Mitochondrial ATP Production

The idea is basically that this molecule called NADH donates electrons to a chemical reaction that unites one molecule of ADP with one phosphate group to get one molecule of ATP (leaving behind water and NAD+) in a process called oxidative phosphorylation (oxidative because electrons are donated, phosphorylation presumably because of the phosphate-phosphate bond). This reaction happens in the inner membrane of a mitochondrion, but the ATP molecule is then sent out into the cell for use in other organelles.

The rough sequence of events can be described as follows:

The dark side of redox reactions

I’ve skipped over the citric acid cycle and how the waste products generated during ATP production get recycled, although I think someone won a nobel prize for it at some point so it’s probably worth reviewing at some point to appreciate how complex the chemical systems powering our cells are. Instead, I’m going to close by highlighting the dark side of the reactions used to power our cells.
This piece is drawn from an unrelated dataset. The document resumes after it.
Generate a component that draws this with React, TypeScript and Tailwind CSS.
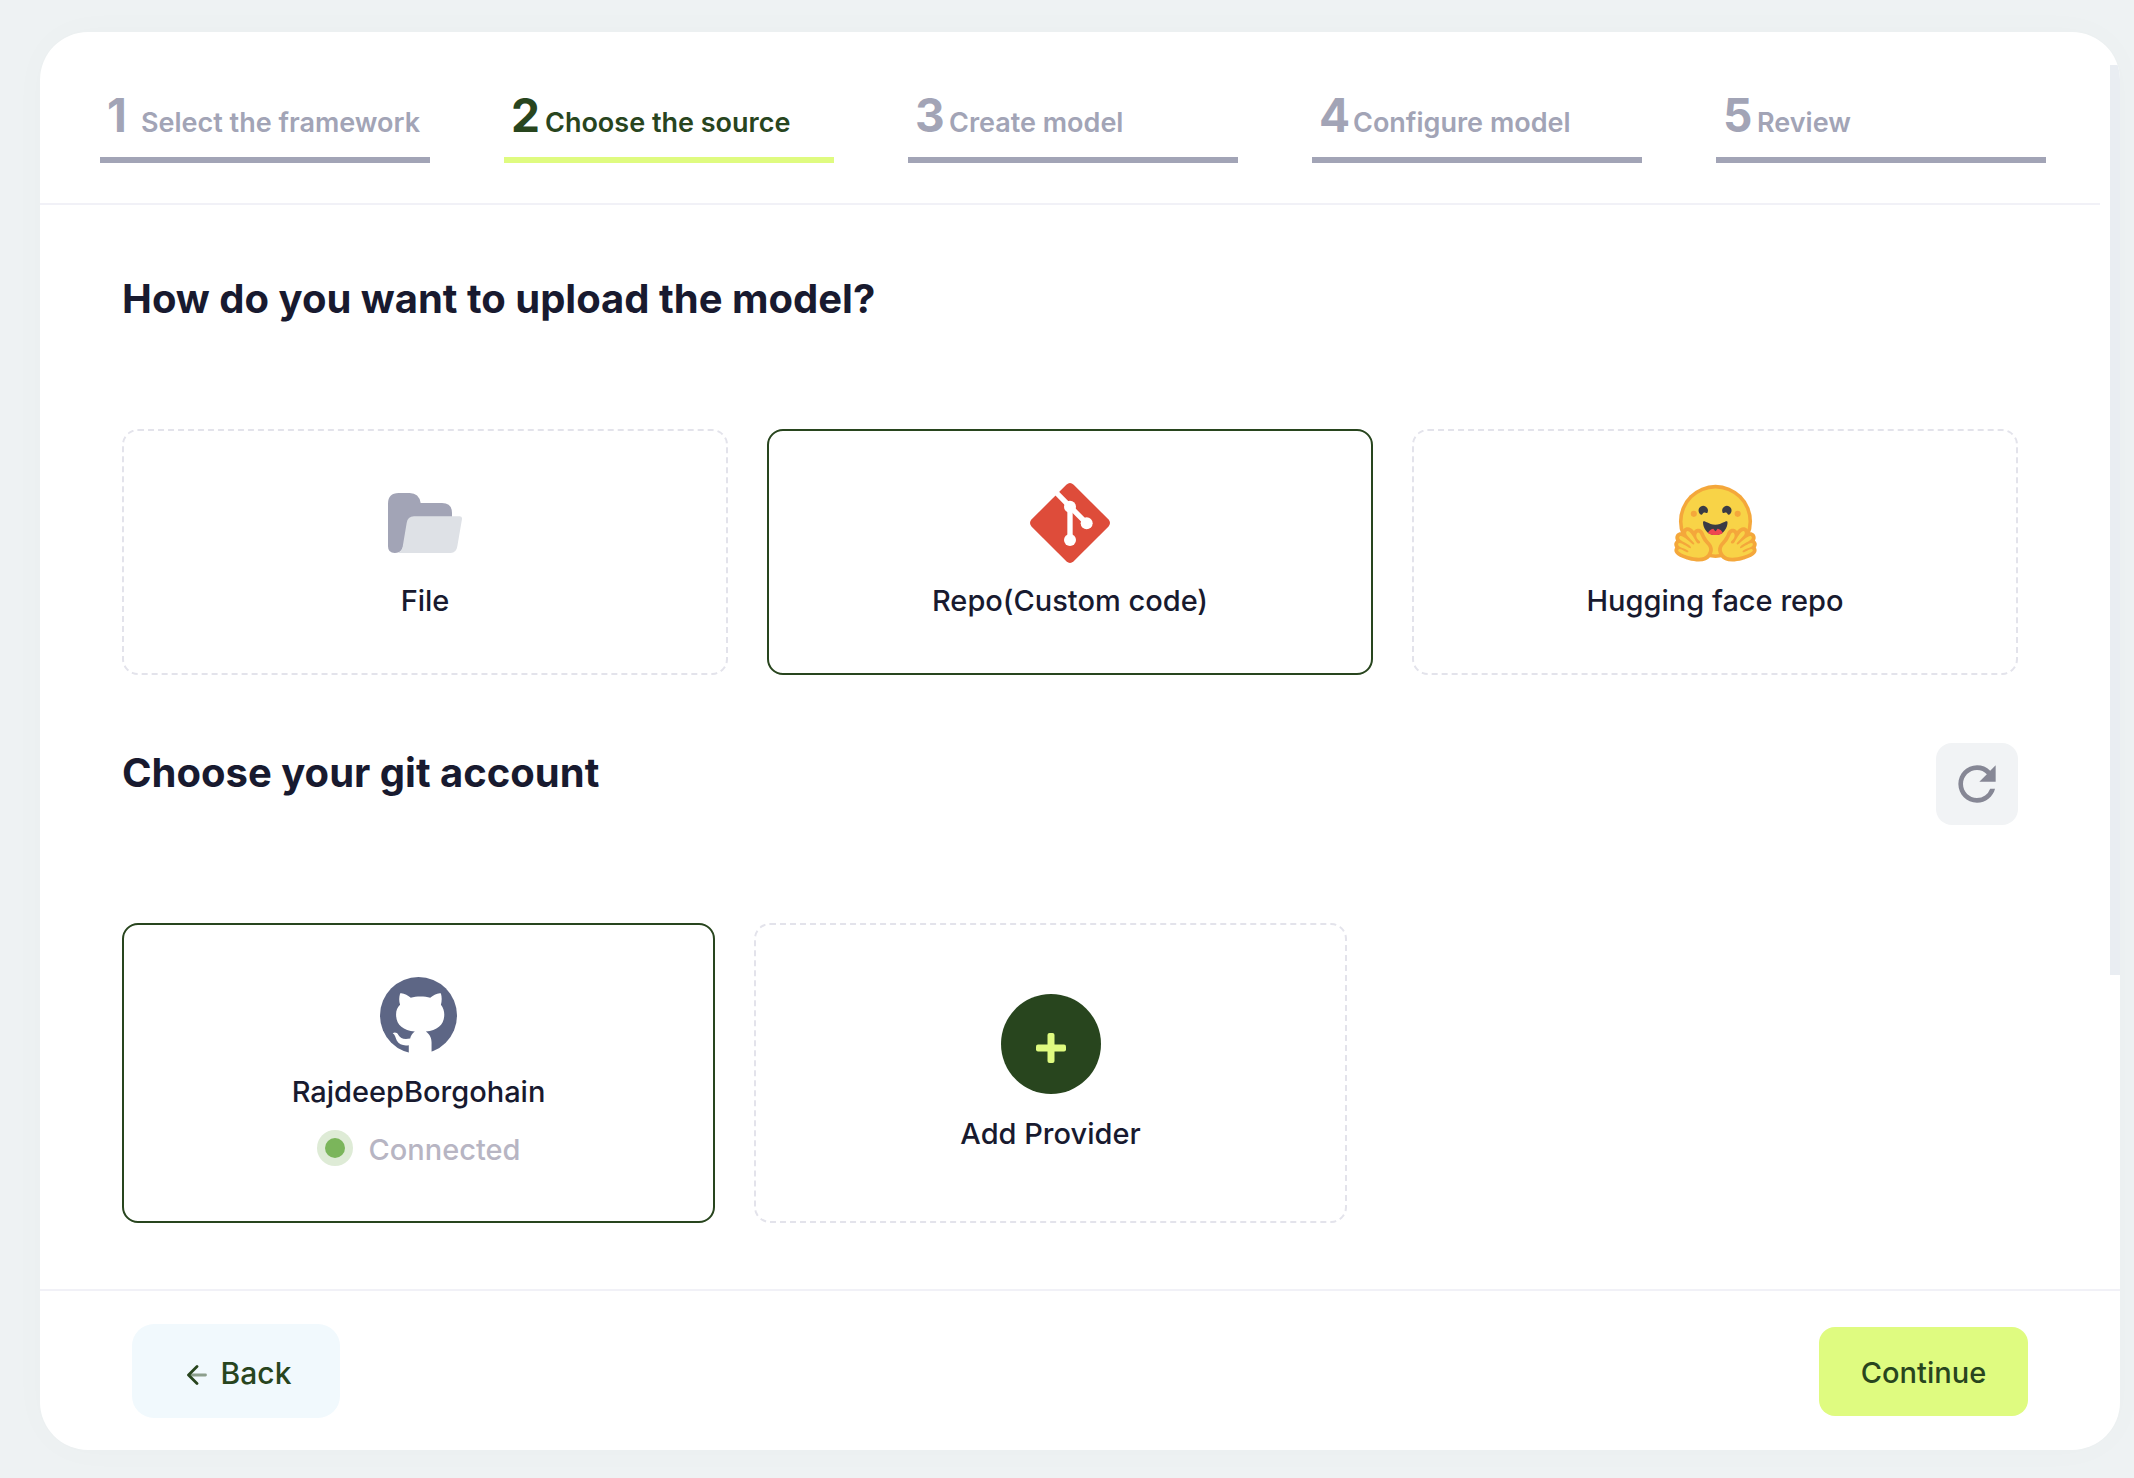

Cells are chaotic soups of molecules. The oxidizing agents used to power the reactions needed to generate ATP sometimes produce a negatively charged oxygen molecule called superoxide. These molecules then aren’t confined to a locked safe – they’re free to fly around the cell grabbing electrons and wreaking havoc on the delicate proteins needed to synthesize DNA and perform other basic functions. While there are many mechanisms in cells to mop up these oxidizing agents (known as antioxidants), even the minor damage caused before these molecules are removed accumulates over time. Such damage is particularly common within the mitochondria, and there is some evidence that mitochondrial disfunction is a major cause of cellular senescence.